My local club has 5 tactical shoots a year (mostly for beginners to intermediate level), and I do a few trap shoots when I get a chance.
Right now 2 times a month: 1 x IDPA, 1 x 3 gun
Starting April 1 x IDPA, 2 x 3 gun
Local IDPA 2-3x per week. Monthly matches 2x a month.
It comes from not having ranges where I can draw from holster, rapid fire, shoot on the move, etc. I understand IDPA is a game, but I also think it helps me with practical combat shooting.
Robert before 2012 I would have highly recommended Ruger Rimfire now NSSF Rimfire Challenge matches. I still think that match has the lowest barrier to entry financially and in terms of skill set.
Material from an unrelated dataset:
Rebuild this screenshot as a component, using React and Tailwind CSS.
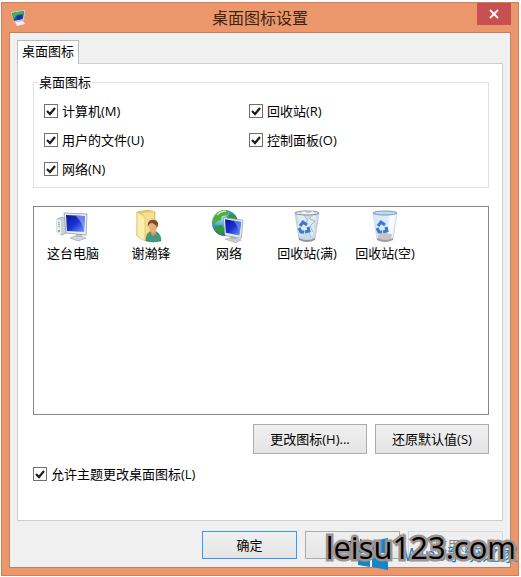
import { useState } from "react"

const iconOptions = [
    { id: "computer", label: "计算机(M)" },
    { id: "recycle", label: "回收站(R)" },
    { id: "files", label: "用户的文件(U)" },
    { id: "control", label: "控制面板(O)" },
    { id: "network", label: "网络(N)" },
]

const desktopIcons = [
    { id: "pc", name: "这台电脑", Icon: ComputerIcon },
    { id: "user", name: "谢瀚锋", Icon: UserFolderIcon },
    { id: "net", name: "网络", Icon: NetworkIcon },
    { id: "full", name: "回收站(满)", Icon: FullBinIcon },
    { id: "empty", name: "回收站(空)", Icon: EmptyBinIcon },
]

function Screen() {
    return (
        <>
            <path d="M10 29l9-2 9 3-6 3z" fill="#c9cfd3" stroke="#969fa4" strokeWidth=".6" />
            <path d="M16 24h6v5h-6z" fill="#aeb7bc" />
            <path d="M8 5l22 3-2 20-18-3z" fill="#e6edf1" stroke="#8d9ba5" strokeWidth=".8" />
            <path d="M10 7l18 3-2 15-15-3z" fill="url(#screenBlue)" />
            <path d="M19 8l9 2-2 14c-1-7-3-11-7-16z" fill="#7690ef" opacity=".7" />
        </>
    )
}

function ScreenGradient() {
    return (
        <linearGradient id="screenBlue" x1="0" y1="0" x2="1" y2="1">
            <stop offset="0" stopColor="#0a1793" />
            <stop offset=".5" stopColor="#1733d6" />
            <stop offset="1" stopColor="#7c9cf4" />
        </linearGradient>
    )
}

function ComputerIcon() {
    return (
        <svg viewBox="0 0 34 34" className="size-[34px]" aria-hidden="true">
            <defs><ScreenGradient /></defs>
            <path d="M1 10l5-2 4 2v14l-4 2-5-3z" fill="#cbd2d6" stroke="#8e999f" strokeWidth=".7" />
            <path d="M1 10l4 2v14l-4-3z" fill="#edf0f2" />
            <path d="M2 13l2 1M2 15l2 1M2 17l2 1" stroke="#7f8b93" strokeWidth=".8" />
            <circle cx="3" cy="22" r="1" fill="#5ea43e" />
            <path d="M14 29l8-3 8 3-8 3z" fill="#d3d7da" stroke="#969fa4" strokeWidth=".6" />
            <path d="M20 23h6v5h-6z" fill="#b9c1c5" />
            <path d="M8 4l23 1-1 21-20-2z" fill="#e9eff2" stroke="#8d9ba5" strokeWidth=".8" />
            <path d="M10 6l19 1-1 16-17-1z" fill="url(#screenBlue)" />
            <path d="M20 7l9 0-1 15c-1-6-4-11-8-15z" fill="#8fa5f2" opacity=".7" />
        </svg>
    )
}

function UserFolderIcon() {
    return (
        <svg viewBox="0 0 34 34" className="size-[34px]" aria-hidden="true">
            <path d="M3 3l11-2 7 2v25l-9 4-9-5z" fill="#e8ca67" stroke="#cba94b" strokeWidth=".6" />
            <path d="M8 4l12-1v25l-8 3z" fill="#f4de94" />
            <path d="M3 3l8 5v24l-8-5z" fill="#fbedac" stroke="#d7b953" strokeWidth=".6" />
            <path d="M12 32c0-7 3-10 7-10s8 3 8 10q-8 2-15 0z" fill="#439a7d" stroke="#2c7660" strokeWidth=".5" />
            <path d="M17 21h5v4l-3 2-2-2z" fill="#d59768" />
            <ellipse cx="19" cy="18" rx="4" ry="6" fill="#e8ad7d" />
            <path d="M14 18c-1-5 2-8 6-7 4 0 5 4 3 8-1-4-3-4-5-5-2 0-3 1-4 4z" fill="#7a4c27" />
        </svg>
    )
}

function NetworkIcon() {
    return (
        <svg viewBox="0 0 34 34" className="size-[34px]" aria-hidden="true">
            <defs>
                <ScreenGradient />
                <radialGradient id="globe" cx=".35" cy=".25" r=".8">
                    <stop offset="0" stopColor="#b5e9fb" />
                    <stop offset=".5" stopColor="#349fd5" />
                    <stop offset="1" stopColor="#0c508f" />
                </radialGradient>
            </defs>
            <circle cx="13" cy="14" r="13" fill="url(#globe)" />
            <path d="M3 6c4-5 10-6 14-4l-2 4-5 1-1 4-5 2-3 3c-1-3 0-7 2-10z" fill="#54ad37" />
            <path d="M3 17l6-1 4 4-2 6c-5-1-8-4-8-9zM18 4l5 3 2 6-7-2-3-3z" fill="#39952f" />
            <path d="M5 6c2-2 5-4 9-4" stroke="#c6efac" strokeWidth="1.5" fill="none" />
            <g transform="translate(4 4) scale(.9)"><Screen /></g>
        </svg>
    )
}

function RecycleMark() {
    return (
        <g fill="none" stroke="#3c78d2" strokeWidth="3">
            <path d="M10 17l3-4 4 3" />
            <path d="M9 19l2 4h3" />
            <path d="M18 18l1 4-4 1" />
        </g>
    )
}

function EmptyBinIcon() {
    return (
        <svg viewBox="0 0 34 34" className="size-[34px]" aria-hidden="true">
            <path d="M5 4h24l-4 26q-8 4-16 0z" fill="#d9eafa" stroke="#c0d1de" strokeWidth=".7" />
            <path d="M21 5h7l-4 24-5 2z" fill="#f4faff" />
            <path d="M10 26q6-3 14-1l-1 5q-7 3-13 0z" fill="#c9c5c4" />
            <path d="M9 29q8 4 16 0v2q-8 4-16 0z" fill="#9a9da0" />
            <ellipse cx="17" cy="4" rx="12" ry="2" fill="#bddcf4" stroke="#8799a6" strokeWidth="1" />
            <RecycleMark />
        </svg>
    )
}

function FullBinIcon() {
    return (
        <svg viewBox="0 0 34 34" className="size-[34px]" aria-hidden="true">
            <path d="M5 4h24l-4 26q-8 4-16 0z" fill="#c9dbe7" stroke="#b3c3ce" strokeWidth=".7" />
            <path d="M7 6l7-1 4 5 5-4 4 2-3 8 1 5-3 7-6-4-6 3-3-10 2-4z" fill="#dfeaf2" />
            <path d="M14 6l4 6-6 4M20 10l5 2-5 5 3 6M11 25l7-4 3 7M22 6l-3 4" stroke="#9fb8c9" fill="none" />
            <path d="M9 29q8 4 16 0v2q-8 4-16 0z" fill="#8f969a" />
            <ellipse cx="17" cy="4" rx="12" ry="2" fill="#e7eef2" stroke="#83929b" strokeWidth="1" />
            <path d="M9 4l5-2 4 2 5-2 3 3" fill="#f8fbfc" stroke="#a9b8c0" strokeWidth=".7" />
            <RecycleMark />
        </svg>
    )
}

function TitleIcon() {
    return (
        <svg viewBox="0 0 16 16" className="ml-0.5 size-4" aria-hidden="true">
            <path d="M0 2l14-2-1 10-10 2z" fill="#c3dadd" />
            <path d="M1 3l12-2-1 8-9 2z" fill="#1b55a5" />
            <path d="M1 3l12-2-1 3-6 1-3 4z" fill="#41b34d" />
            <path d="M6 6l5-1v4l-5 1z" fill="#1430ae" />
            <path d="M4 12l8-1 2 3-8 2z" fill="#eceff6" />
        </svg>
    )
}

function CheckBox({ label, checked, onChange }) {
    return (
        <label className="flex items-center gap-1 whitespace-nowrap">
            <span className="grid size-3.5 place-items-center">
                <input
                    type="checkbox"
                    checked={checked}
                    onChange={onChange}
                    className="peer col-start-1 row-start-1 size-3.5 appearance-none border border-[#707070] bg-white"
                />
                <svg viewBox="0 0 14 14" className="pointer-events-none invisible col-start-1 row-start-1 size-3.5 peer-checked:visible" aria-hidden="true">
                    <path d="M3 7l3 3 5-6" fill="none" stroke="#1d1d1d" strokeWidth="2.2" />
                </svg>
            </span>
            {label}
        </label>
    )
}

export default function App() {
    const [checked, setChecked] = useState({
        computer: true,
        recycle: true,
        files: true,
        control: true,
        network: true,
        theme: true,
    })

    const toggle = (id) => {
        setChecked((prev) => ({ ...prev, [id]: !prev[id] }))
    }

    return (
        <div className="bg-white pt-0.5 pr-0.5 pb-px pl-px font-['Open_Sans','Noto_Sans_CJK_SC',sans-serif] text-[13px] leading-5 text-black">
            <main className="relative border border-[#cf805b] bg-[#eb976b] px-[7px] pb-[7px]">
                <header className="grid h-[29px] grid-cols-[1fr_auto_1fr] items-center">
                    <TitleIcon />
                    <h1 className="text-base text-[#3d2417]">桌面图标设置</h1>
                    <button aria-label="关闭" className="grid h-[22px] w-[34px] place-items-center self-start justify-self-end bg-[#c75050]">
                        <svg viewBox="0 0 10 10" className="size-2.5" aria-hidden="true">
                            <path d="M1 1l8 8M9 1l-8 8" stroke="white" strokeWidth="1.8" />
                        </svg>
                    </button>
                </header>

                <div className="border border-[#bd8065] bg-[#f0f0f0] px-[7px] pt-[7px] pb-2">
                    <div role="tablist" className="flex">
                        <button role="tab" aria-selected="true" className="-mb-px flex h-6 border border-b-0 border-[#bcbcbc] bg-white px-1">
                            桌面图标
                        </button>
                    </div>

                    <section className="border border-[#cfcfcf] bg-white pt-2 pr-[13px] pb-9 pl-[15px]">
                        <fieldset className="border border-[#e0e0e0] px-2.5 pb-1">
                            <legend className="-ml-1.5 px-px">桌面图标</legend>
                            <div className="grid grid-cols-[205px_1fr] pt-1">
                                {iconOptions.map((item) => (
                                    <div key={item.id} className="flex h-[29px] items-center">
                                        <CheckBox label={item.label} checked={checked[item.id]} onChange={() => toggle(item.id)} />
                                    </div>
                                ))}
                            </div>
                        </fieldset>

                        {/* icon preview list */}
                        <ul className="mt-[18px] flex h-[209px] flex-wrap content-start border border-[#828790]">
                            {desktopIcons.map(({ id, name, Icon }) => (
                                <li key={id} className="flex w-[78px] flex-col items-center pt-0.5 whitespace-nowrap">
                                    <Icon />
                                    <span>{name}</span>
                                </li>
                            ))}
                        </ul>

                        <div className="mt-[9px] flex justify-end gap-2">
                            <button className="h-[30px] w-[114px] border border-[#acacac] bg-linear-to-b from-[#f0f0f0] to-[#e5e5e5]">更改图标(H)...</button>
                            <button className="h-[30px] w-[114px] border border-[#acacac] bg-linear-to-b from-[#f0f0f0] to-[#e5e5e5]">还原默认值(S)</button>
                        </div>

                        <div className="mt-2.5 flex">
                            <CheckBox label="允许主题更改桌面图标(L)" checked={checked.theme} onChange={() => toggle("theme")} />
                        </div>
                    </section>

                    <footer className="mt-2.5 flex justify-end gap-2">
                        <button className="h-7 w-[95px] border border-[#3399ff] bg-linear-to-b from-[#f0f0f0] to-[#e5e5e5]">确定</button>
                        <button className="h-7 w-[95px] border border-[#acacac] bg-linear-to-b from-[#f0f0f0] to-[#e5e5e5]">取消</button>
                        <button disabled className="h-7 w-[95px] border border-[#d9d9d9] bg-[#efefef] text-[#838383]">应用(A)</button>
                    </footer>
                </div>

                {/* site marks laid over the bottom corner */}
                <div className="pointer-events-none absolute right-0 bottom-1 flex items-center gap-3.5 text-[#1683c5]">
                    <svg viewBox="0 0 34 34" className="size-[34px]" aria-hidden="true">
                        <path d="M2 6l12-2v12H2zM16 4l16-3v15H16zM2 18h12v12L2 28zM16 18h16v15l-16-3z" fill="#1686ca" />
                    </svg>
                    <span className="text-lg">Win8系统之家</span>
                </div>
                <div className="pointer-events-none absolute right-0.5 bottom-2 text-[31px] leading-10 font-medium [-webkit-text-stroke:5px_#9c9492] [paint-order:stroke_fill]">
                    leisu123.com
                </div>
            </main>
        </div>
    )
}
The only hesitation I have in recommending it now is the continued difficulty in obtaining bulk pack 22LR. Aside from that, it’s a GREAT match to get involved with. Especially if you have kids.
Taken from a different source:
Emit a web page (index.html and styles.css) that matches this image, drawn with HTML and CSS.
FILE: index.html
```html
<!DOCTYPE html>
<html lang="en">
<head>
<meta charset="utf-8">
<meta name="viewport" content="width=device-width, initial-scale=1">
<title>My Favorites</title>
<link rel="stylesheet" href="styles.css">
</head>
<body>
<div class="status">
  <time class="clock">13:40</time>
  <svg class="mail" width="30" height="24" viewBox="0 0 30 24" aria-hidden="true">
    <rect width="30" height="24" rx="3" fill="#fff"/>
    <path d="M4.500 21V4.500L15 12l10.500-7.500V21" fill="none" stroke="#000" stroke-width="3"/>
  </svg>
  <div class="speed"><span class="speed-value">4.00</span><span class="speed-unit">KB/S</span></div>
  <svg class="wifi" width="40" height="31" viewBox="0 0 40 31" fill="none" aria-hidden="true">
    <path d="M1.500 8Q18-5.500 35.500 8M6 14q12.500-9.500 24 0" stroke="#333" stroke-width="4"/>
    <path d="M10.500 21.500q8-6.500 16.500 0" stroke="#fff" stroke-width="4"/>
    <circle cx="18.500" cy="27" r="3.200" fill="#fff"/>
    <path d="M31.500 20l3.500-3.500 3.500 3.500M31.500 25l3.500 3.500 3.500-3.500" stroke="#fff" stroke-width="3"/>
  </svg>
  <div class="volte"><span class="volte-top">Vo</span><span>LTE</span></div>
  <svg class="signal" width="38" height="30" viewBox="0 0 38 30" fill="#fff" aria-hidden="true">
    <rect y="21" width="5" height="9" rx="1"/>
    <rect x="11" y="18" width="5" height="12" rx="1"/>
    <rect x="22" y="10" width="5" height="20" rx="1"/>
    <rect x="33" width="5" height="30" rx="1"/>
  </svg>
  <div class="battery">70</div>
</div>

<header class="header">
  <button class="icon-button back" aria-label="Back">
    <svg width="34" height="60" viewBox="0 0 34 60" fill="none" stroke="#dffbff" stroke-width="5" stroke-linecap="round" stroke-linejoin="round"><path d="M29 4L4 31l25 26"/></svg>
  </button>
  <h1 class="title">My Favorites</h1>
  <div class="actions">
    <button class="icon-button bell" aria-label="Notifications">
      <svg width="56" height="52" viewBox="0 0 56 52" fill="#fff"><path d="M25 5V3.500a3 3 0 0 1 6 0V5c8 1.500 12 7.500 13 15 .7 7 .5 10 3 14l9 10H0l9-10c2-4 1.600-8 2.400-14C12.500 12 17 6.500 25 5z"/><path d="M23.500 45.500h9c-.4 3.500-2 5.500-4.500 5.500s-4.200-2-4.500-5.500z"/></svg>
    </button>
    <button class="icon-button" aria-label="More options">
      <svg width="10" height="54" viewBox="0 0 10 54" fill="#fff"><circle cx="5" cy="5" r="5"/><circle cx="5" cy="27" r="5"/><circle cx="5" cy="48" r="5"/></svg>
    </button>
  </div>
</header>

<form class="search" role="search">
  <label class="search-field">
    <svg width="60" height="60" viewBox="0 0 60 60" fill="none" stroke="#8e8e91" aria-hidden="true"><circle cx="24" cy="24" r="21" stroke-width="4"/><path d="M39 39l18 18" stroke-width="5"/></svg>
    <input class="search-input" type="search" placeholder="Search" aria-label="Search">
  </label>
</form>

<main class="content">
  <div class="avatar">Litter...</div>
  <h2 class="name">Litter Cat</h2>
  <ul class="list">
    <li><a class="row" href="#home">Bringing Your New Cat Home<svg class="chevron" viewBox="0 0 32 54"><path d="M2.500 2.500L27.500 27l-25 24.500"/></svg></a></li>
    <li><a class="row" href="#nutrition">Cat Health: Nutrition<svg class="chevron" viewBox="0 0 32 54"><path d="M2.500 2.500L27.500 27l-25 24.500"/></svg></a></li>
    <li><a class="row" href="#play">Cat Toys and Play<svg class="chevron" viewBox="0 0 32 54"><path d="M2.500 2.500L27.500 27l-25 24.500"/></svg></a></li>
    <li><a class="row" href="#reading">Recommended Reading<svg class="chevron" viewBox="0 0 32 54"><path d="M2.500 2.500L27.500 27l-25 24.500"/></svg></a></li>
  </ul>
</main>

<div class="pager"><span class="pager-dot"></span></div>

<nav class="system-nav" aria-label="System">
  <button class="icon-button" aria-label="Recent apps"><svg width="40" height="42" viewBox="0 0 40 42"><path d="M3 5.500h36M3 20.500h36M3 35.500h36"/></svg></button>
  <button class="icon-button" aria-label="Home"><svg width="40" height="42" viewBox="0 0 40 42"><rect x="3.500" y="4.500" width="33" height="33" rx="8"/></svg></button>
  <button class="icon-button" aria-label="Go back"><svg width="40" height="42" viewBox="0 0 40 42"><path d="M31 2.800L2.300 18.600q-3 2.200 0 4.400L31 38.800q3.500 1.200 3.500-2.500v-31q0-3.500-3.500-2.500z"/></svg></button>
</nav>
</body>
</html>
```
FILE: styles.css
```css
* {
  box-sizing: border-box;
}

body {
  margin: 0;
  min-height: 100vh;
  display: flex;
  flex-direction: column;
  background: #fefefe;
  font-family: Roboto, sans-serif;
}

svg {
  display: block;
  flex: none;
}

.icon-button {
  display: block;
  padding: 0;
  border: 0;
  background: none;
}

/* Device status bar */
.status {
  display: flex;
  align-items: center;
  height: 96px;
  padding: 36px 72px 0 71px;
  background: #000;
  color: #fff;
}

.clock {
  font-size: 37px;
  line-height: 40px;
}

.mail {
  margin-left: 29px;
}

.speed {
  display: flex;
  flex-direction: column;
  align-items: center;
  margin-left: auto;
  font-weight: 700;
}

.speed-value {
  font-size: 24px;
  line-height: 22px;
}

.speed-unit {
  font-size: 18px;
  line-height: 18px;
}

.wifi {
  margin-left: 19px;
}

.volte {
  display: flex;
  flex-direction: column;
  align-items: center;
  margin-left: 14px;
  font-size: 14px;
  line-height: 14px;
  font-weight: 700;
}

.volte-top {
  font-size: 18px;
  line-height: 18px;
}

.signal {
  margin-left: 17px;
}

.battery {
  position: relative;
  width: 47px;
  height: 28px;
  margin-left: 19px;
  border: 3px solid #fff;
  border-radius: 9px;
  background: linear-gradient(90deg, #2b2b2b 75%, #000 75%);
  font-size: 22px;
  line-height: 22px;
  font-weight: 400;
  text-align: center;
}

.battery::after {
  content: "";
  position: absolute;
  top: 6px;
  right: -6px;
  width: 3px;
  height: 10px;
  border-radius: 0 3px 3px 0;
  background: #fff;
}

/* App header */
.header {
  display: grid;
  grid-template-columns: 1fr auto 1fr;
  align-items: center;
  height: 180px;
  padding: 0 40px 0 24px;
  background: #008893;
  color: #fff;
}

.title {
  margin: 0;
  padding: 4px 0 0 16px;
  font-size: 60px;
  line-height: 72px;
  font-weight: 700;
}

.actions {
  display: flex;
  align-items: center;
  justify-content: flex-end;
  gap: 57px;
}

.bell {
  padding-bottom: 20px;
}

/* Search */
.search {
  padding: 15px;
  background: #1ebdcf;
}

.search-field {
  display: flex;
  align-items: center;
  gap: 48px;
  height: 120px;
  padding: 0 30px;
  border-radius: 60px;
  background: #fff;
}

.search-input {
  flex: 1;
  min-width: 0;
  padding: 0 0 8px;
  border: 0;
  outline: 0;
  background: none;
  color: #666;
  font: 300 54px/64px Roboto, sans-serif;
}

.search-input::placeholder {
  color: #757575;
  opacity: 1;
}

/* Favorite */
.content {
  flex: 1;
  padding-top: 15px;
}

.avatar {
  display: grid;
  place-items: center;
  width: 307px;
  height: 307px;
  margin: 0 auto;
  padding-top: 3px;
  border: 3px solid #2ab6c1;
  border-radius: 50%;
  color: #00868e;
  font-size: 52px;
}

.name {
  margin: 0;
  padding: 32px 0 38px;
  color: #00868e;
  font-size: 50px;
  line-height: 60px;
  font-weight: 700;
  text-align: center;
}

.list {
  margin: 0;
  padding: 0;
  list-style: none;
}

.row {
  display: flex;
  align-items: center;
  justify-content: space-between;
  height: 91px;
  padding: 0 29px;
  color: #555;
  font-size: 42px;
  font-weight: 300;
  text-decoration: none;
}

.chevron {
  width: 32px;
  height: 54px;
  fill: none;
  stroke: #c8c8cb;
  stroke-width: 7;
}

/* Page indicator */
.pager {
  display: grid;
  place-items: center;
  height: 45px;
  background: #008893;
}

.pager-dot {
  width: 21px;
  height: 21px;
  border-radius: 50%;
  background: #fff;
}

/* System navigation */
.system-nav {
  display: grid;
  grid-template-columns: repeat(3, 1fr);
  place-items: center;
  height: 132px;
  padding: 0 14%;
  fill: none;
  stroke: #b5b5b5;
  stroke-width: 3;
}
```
Personally I started formal competitions 25 years ago shooting trap then skeet and sporting clays. A few years ago I started shooting USPSA and 3gun, but have since switched focus away from the action shooting towards the LR action precision shooting realm (ie; Precision Rifle Series).
I also run a monthly precision rimfire match which is very beginner and kid friendly. It’s really more of a low key casual event.
I used to, but I was always booed for bringing a .308 to Action Rifle. “Whaaaa, it’s too loud, I got sand in my vagina now, whaaaaa!” I stopped going because I got sick of being surrounded by sissies… Last trip I dipped some M855 in pink nail polish to make them pink-tip ammo… Handed them out to all the complainers and told them that if they shoot a bad guy with it, the bad guy will turn into a fairy princess and grant them 3 wishes, none of which was allowed to be “Fairy Princess, please let my gun grow up some day and become a real gun!”
Then I moved away and there’s no action rifle anywhere nearby… There’s nothing anywhere nearby… Ah, yes. BFE. So nice.